1. It doesn’t hurt anyone

2. It doesn’t offend anyone

3. It brings tax revenue into the city


I think that my kids snap chatted stories about the condom shop, Condomerie, whose windows we looked in. (It was closed).

It was less awkward for my family when Lisa spoke about the “coffee shops,” especially since we may be heading in that cultural direction in the US with the legalization of marijuana in some of the states (Despite some recent possible setbacks!).  Note-coffee shops are located throughout the city, not just the Red Light District.  If you want a real coffee in Amsterdam, go to a cafe.

Unfortunately, we could not visit a coffee shop as the city requires you to be 18.  There’s always next time 🙂

FYI, we booked our tour through a company and got really lucky with Lisa.  She also books her own tours and has a company called Journeys Through Amsterdam.  You can reach out to her at [email protected]  You can also find her on Instagram and Facebook at Journeys through Amsterdam.

Back To The Red Light District
Next Time Kids

During the morning tour we got a small glimpse into what life is like in the district, but not enough.  We actually took our kids back for a short walk thru the area later that night just to truly experience it.  Rob and I wouldn’t have done this with younger kids, but we were good for a night peek with our 3 high schoolers.  The best part for me is that it is definitely something that they will always remember.

Anne Frank House

Get your timed tickets for the Anne Frank House in advance, as it was impossible to buy same day tickets when we were there.  We saw numerous people being turned away as they showed up ticketless trying to purchase one on the spot.  You can secure advance tickets online starting 60 days in advance. (That’s what I did 🙂 ). Getting through the house takes about an hour using a head set as your guide.  In addition to listening, there are many photographs, memorabilia and items to read.  You marvel at the rooms and secret annex where Anne and her family hid for over two years.  There are printed excerpts from the diary on the walls in each room.  At the end, you can see pages from the real diary.  The tour was so interesting and very moving. We all really enjoyed it.
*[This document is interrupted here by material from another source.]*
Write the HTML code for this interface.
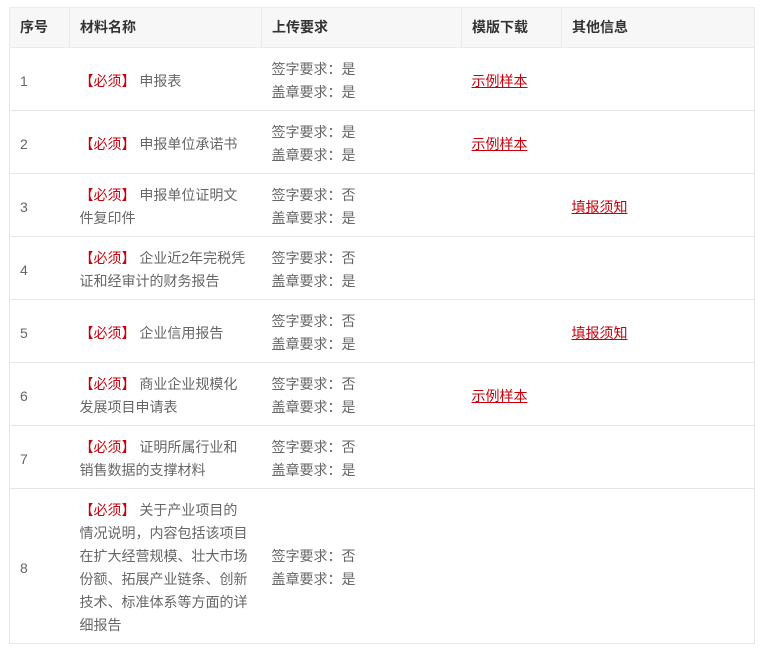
<!DOCTYPE html>
<html><head><meta charset="utf-8"><style>
body{margin:0;background:#fff;font-family:"Liberation Sans","Noto Sans CJK SC",sans-serif;}
table{position:absolute;left:9px;top:7px;width:745px;border-collapse:collapse;table-layout:fixed;font-size:14px;color:#666;border:1px solid #e6e6e6;}
td,th{padding:10px 10px 6px;line-height:23px;text-align:left;vertical-align:middle;border-bottom:1px solid #e6e6e6;}
td.n{padding-right:14px;}
th{background:#f7f7f7;color:#333;font-weight:bold;padding:8px 10px 8px;border:1px solid #ebebeb;}
.r{color:#c7000b;}
a{color:#c7000b;text-decoration:underline;}
</style></head><body>
<table>
<colgroup><col style="width:60px"><col style="width:192px"><col style="width:200px"><col style="width:100px"><col style="width:193px"></colgroup>
<tr><th>序号</th><th>材料名称</th><th>上传要求</th><th>模版下载</th><th>其他信息</th></tr>
<tr><td>1</td><td class="n"><span class="r">【必须】</span> 申报表</td><td>签字要求：是<br>盖章要求：是</td><td><a>示例样本</a></td><td></td></tr>
<tr><td>2</td><td class="n"><span class="r">【必须】</span> 申报单位承诺书</td><td>签字要求：是<br>盖章要求：是</td><td><a>示例样本</a></td><td></td></tr>
<tr><td>3</td><td class="n"><span class="r">【必须】</span> 申报单位证明文件复印件</td><td>签字要求：否<br>盖章要求：是</td><td></td><td><a>填报须知</a></td></tr>
<tr><td>4</td><td class="n"><span class="r">【必须】</span> 企业近2年完税凭证和经审计的财务报告</td><td>签字要求：否<br>盖章要求：是</td><td></td><td></td></tr>
<tr><td>5</td><td class="n"><span class="r">【必须】</span> 企业信用报告</td><td>签字要求：否<br>盖章要求：是</td><td></td><td><a>填报须知</a></td></tr>
<tr><td>6</td><td class="n"><span class="r">【必须】</span> 商业企业规模化发展项目申请表</td><td>签字要求：否<br>盖章要求：是</td><td><a>示例样本</a></td><td></td></tr>
<tr><td>7</td><td class="n"><span class="r">【必须】</span> 证明所属行业和销售数据的支撑材料</td><td>签字要求：否<br>盖章要求：是</td><td></td><td></td></tr>
<tr><td>8</td><td class="n"><span class="r">【必须】</span> 关于产业项目的情况说明，内容包括该项目在扩大经营规模、壮大市场份额、拓展产业链条、创新技术、标准体系等方面的详细报告</td><td>签字要求：否<br>盖章要求：是</td><td></td><td></td></tr>
</table>
</body></html>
The Rijksmuseum (AKA The Rijks)
In Front Of The Night Watch

With Paris up next in our trip. I was nervous about “museuming out” my kids.  However, while in Amsterdam, I kept hearing that the Rijks is to Amsterdam as the Louvre is to Paris and this was enough to convince me.  I purchased our advance tickets in Amsterdam (during our walking tour) for me and Rob.  All kids under 18 are free and this is standard with many of the other Amsterdam museums.  How great! (The kids however still need a physical ticket).  We found a website featuring the top 10 things to see in the museum.  We made a game out of who could find the painting first.  We spent a good five minutes in front of Rembrandt’s The Night Watch (with everyone else!) and added a peek at the three van Goghs that are housed on the first floor.  Despite our brief visit, I now have no guilt that we skipped it.  I do, however, have guilt that we skipped the van Gogh Museum.  Unfortunately, we did not have enough time for this one too.  Missing it will be just another reason for me to go back…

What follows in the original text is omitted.